(What this task involves)
Copy, in full, each line of the material that holds the word "index".
---------- Available data
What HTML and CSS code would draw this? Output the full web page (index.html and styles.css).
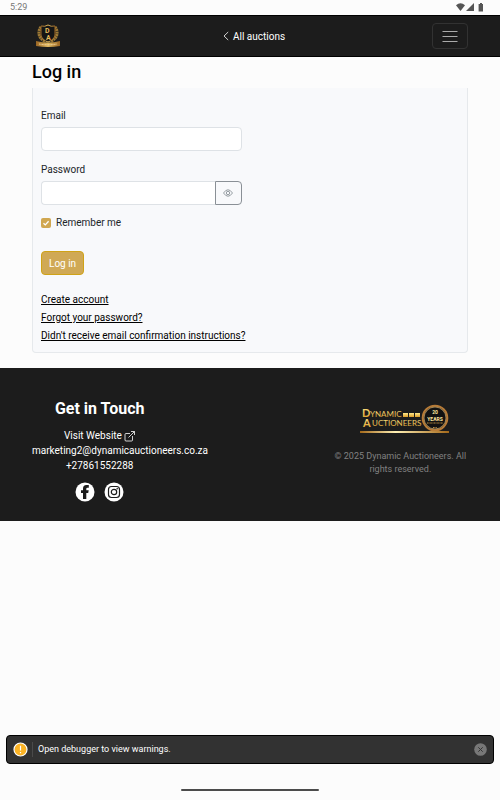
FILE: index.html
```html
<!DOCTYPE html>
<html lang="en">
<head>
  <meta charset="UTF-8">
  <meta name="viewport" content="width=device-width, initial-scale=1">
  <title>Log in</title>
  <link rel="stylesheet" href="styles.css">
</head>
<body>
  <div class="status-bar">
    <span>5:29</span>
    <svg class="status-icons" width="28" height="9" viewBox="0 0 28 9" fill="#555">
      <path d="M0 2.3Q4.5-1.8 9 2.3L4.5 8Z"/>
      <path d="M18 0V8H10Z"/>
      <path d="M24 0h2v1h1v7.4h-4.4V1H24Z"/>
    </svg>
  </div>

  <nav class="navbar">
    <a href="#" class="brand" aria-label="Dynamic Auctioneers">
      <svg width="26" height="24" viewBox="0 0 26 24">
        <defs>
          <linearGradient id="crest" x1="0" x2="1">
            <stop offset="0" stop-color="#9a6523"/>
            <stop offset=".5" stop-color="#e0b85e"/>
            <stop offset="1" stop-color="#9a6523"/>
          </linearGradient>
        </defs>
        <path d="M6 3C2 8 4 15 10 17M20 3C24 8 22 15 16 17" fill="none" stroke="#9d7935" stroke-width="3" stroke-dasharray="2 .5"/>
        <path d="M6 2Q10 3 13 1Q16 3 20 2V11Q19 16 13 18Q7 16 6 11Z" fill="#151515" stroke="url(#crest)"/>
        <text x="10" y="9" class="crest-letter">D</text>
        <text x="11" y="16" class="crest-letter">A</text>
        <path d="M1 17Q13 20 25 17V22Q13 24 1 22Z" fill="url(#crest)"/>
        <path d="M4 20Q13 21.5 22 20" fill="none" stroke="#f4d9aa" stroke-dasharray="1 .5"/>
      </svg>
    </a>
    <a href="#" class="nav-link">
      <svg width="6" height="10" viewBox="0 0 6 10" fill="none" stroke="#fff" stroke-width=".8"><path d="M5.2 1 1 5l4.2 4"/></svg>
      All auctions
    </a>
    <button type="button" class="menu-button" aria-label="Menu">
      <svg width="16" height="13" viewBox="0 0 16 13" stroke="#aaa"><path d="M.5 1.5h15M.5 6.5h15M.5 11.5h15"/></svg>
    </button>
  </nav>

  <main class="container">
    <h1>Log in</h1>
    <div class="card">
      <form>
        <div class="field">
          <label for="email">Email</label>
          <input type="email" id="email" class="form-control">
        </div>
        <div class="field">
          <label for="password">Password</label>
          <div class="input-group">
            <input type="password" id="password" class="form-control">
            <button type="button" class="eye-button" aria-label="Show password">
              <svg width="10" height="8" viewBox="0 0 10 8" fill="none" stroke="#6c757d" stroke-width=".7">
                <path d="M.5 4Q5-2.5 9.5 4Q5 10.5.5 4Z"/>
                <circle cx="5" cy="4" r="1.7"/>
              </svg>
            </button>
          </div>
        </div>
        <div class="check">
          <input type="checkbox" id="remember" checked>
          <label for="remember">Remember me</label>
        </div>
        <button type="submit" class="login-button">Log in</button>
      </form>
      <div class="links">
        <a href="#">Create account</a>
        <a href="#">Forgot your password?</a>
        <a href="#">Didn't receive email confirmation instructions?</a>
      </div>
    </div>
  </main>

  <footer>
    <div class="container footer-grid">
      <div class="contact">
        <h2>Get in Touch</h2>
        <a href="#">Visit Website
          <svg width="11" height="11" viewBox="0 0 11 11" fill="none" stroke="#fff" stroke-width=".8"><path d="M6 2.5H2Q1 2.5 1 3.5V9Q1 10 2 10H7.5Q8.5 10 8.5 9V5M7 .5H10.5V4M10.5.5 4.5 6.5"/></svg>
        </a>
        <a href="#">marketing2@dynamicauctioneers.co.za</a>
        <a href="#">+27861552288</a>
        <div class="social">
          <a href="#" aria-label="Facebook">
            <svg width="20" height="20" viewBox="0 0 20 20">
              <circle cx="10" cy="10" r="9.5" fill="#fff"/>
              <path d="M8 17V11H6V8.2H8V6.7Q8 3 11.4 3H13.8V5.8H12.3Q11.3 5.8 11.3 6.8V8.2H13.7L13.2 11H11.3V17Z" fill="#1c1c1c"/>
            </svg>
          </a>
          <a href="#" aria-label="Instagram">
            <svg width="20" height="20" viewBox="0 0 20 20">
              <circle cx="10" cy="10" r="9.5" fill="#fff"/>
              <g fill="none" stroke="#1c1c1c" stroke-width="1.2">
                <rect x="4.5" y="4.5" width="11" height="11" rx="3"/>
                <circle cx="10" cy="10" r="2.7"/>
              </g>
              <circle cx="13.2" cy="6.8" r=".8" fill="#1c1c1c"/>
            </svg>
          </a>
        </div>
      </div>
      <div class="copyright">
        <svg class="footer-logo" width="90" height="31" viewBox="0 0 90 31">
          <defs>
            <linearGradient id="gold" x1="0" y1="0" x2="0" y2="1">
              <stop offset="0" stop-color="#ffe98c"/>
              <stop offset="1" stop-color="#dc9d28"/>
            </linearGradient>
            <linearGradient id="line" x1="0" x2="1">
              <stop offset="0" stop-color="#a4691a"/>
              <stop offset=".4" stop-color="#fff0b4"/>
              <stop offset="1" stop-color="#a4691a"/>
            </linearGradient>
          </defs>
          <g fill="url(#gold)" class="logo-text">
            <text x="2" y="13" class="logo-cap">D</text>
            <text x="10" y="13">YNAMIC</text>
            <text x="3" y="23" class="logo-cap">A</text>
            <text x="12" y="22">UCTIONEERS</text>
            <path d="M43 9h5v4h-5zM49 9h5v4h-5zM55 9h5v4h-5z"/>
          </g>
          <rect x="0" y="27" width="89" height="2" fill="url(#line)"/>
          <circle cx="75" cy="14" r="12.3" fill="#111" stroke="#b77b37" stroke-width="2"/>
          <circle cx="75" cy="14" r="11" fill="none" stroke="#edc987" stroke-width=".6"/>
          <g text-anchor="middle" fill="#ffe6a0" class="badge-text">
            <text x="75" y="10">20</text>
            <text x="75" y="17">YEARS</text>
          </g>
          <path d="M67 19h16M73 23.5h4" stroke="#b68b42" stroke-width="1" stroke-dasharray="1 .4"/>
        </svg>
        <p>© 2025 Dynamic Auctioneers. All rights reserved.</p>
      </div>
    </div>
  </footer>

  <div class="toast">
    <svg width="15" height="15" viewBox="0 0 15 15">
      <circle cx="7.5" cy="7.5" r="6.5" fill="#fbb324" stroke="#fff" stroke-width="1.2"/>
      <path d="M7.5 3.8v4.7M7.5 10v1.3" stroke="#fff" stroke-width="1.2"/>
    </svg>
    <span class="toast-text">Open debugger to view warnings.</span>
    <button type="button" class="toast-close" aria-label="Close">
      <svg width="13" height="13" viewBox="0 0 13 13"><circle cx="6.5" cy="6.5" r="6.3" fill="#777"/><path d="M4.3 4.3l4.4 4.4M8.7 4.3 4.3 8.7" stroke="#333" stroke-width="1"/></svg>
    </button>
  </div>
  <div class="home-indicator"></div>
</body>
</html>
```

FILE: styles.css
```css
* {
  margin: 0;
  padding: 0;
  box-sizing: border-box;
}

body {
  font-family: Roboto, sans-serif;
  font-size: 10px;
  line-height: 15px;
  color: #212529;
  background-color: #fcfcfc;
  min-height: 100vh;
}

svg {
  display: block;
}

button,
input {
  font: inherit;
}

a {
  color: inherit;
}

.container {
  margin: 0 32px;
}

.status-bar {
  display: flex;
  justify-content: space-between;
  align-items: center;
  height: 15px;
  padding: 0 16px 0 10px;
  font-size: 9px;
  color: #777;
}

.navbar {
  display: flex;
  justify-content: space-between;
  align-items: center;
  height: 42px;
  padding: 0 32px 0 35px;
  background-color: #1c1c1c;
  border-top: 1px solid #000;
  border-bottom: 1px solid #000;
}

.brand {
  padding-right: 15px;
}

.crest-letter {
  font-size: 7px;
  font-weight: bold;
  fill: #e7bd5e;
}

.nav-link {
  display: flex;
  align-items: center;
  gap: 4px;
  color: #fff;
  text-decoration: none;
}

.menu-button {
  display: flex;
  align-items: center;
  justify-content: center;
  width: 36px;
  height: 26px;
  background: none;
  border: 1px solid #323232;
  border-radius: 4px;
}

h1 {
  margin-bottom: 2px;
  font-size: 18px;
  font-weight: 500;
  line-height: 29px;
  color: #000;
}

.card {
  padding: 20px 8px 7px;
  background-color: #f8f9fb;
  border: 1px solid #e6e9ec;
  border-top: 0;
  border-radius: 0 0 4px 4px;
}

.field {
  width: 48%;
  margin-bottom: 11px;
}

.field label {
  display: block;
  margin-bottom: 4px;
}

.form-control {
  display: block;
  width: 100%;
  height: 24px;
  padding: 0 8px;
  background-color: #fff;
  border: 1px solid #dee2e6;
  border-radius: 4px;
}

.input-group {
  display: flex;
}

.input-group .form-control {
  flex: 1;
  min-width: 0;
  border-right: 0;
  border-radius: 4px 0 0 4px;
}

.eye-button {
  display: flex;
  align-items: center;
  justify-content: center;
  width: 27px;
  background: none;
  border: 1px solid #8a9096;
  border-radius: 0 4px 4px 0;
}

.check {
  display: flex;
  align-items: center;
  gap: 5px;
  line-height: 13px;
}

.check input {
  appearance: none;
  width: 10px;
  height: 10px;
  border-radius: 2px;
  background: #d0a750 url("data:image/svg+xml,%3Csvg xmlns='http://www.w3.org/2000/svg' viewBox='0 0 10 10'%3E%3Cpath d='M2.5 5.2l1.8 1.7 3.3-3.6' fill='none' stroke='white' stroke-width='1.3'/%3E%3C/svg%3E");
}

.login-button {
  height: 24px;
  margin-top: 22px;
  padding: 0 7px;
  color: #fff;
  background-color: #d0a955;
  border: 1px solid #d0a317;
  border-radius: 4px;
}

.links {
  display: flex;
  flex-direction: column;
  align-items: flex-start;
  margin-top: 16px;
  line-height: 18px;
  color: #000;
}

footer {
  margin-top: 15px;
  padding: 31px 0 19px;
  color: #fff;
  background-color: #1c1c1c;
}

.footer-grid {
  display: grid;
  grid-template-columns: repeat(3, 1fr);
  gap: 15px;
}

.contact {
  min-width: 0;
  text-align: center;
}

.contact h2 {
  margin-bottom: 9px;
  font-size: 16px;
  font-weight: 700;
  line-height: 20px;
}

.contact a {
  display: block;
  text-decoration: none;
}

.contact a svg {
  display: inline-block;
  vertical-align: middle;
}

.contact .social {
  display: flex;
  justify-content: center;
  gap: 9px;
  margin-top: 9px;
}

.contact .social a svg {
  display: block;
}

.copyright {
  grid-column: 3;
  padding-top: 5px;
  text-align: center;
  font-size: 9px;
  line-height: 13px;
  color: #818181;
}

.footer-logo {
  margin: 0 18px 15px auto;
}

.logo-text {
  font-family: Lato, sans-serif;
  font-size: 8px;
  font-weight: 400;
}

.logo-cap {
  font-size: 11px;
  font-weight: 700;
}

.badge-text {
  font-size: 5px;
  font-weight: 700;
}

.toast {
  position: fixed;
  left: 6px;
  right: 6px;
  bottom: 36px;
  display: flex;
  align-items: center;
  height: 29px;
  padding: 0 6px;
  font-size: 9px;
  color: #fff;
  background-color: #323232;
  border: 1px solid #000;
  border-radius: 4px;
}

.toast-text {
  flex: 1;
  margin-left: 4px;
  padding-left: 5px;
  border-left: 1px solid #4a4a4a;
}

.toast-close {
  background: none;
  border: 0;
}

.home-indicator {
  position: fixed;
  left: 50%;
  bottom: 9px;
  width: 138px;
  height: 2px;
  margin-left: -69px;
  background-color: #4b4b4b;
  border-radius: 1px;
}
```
--------------------
(Response for this exercise)
What HTML and CSS code would draw this? Output the full web page (index.html and styles.css).
FILE: index.html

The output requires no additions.